Demanding reparations for industrial pollution and adequate compensation for use of native lands, Indigenous activists in Peru shut down 11 wells in an Amazonian oil block on Tuesday.
According to the Spanish EFE news agency, native protesters led by the Federation of the Achuar and Urarina Indigenous Peoples of the Corrientes River (FECONACO) occupied 11 oil installations and seized control of the Trompeteros airport and three storage tanks in Lot 8, which is operated by Argentine energy firm Pluspetrol.
The protesters want clean water, compensation for oil pollution, and more pay for the use of native land, said Carlos Sandi, FECONACO chief.
Reporting in February for Fusion, journalist Manuel Rueda wrote:
Over the past 15 years, dozens of villages located near oil wells in the Northwest of Peru have had to deal with similar oil spills that have poisoned rivers with dangerous levels of cadmium, lead and other toxic materials.

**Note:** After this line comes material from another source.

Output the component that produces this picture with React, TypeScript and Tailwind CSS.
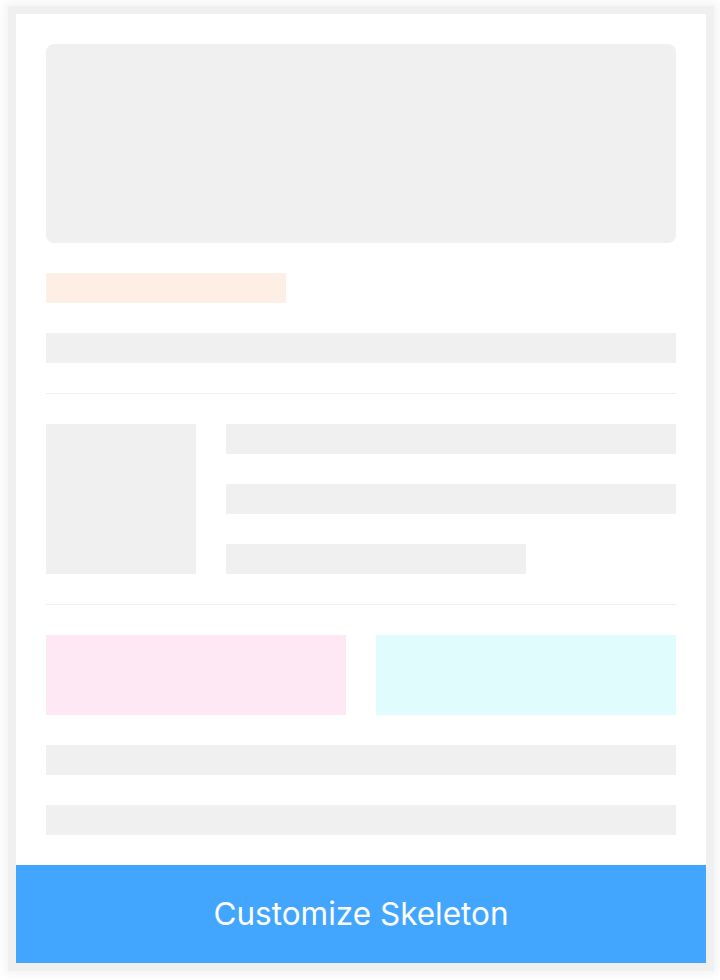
export default function App() {
  return (
    <div className="min-h-[980px] w-[720px] bg-white pt-[14px] pl-[16px]">
      {/* card with soft grey frame */}
      <div className="flex h-[949px] w-[690px] flex-col bg-white shadow-[0_0_0_8px_#f0f0f0,0_0_8px_12px_#f5f5f5]">
        <div className="flex flex-1 flex-col p-[30px]">
          {/* hero */}
          <div className="h-[199px] rounded-lg bg-[#f0f0f0]" />
          <div className="mt-[30px] h-[30px] w-[240px] bg-[#fdeee6]" />
          <div className="mt-[30px] h-[30px] bg-[#f0f0f0]" />

          <div className="my-[30px] h-px bg-[#efefef]" />

          {/* media row */}
          <div className="flex gap-[30px]">
            <div className="h-[150px] w-[150px] bg-[#f0f0f0]" />
            <div className="flex flex-1 flex-col gap-[30px]">
              <div className="h-[30px] bg-[#f0f0f0]" />
              <div className="h-[30px] bg-[#f0f0f0]" />
              <div className="h-[30px] w-[300px] bg-[#f0f0f0]" />
            </div>
          </div>

          <div className="my-[30px] h-px bg-[#efefef]" />

          {/* colored blocks */}
          <div className="grid grid-cols-2 gap-[30px]">
            <div className="h-[80px] bg-[#fde8f4]" />
            <div className="h-[80px] bg-[#e0fcfd]" />
          </div>
          <div className="mt-[30px] h-[30px] bg-[#f0f0f0]" />
          <div className="mt-[30px] h-[30px] bg-[#f0f0f0]" />
        </div>

        <button className="flex h-[99px] items-center justify-center bg-[#42a6ff] font-['Inter',sans-serif] text-[31.5px] text-white">
          Customize Skeleton
        </button>
      </div>
    </div>
  );
}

Pollution along the Marañon, Tigre, Corrientes and Pastaza rivers has reached such levels of toxicity that Peru’s Environment Ministry has declared all of them environmental emergency zones over the past two years.
“Many of our brothers have already died from poisoning,” Carlos Sandi, a leader of the Achuar tribe said during a recent visit to the capital city to meet with government officials. “In the 21st century, we cannot allow the Peruvian state to condemn indigenous people to death.”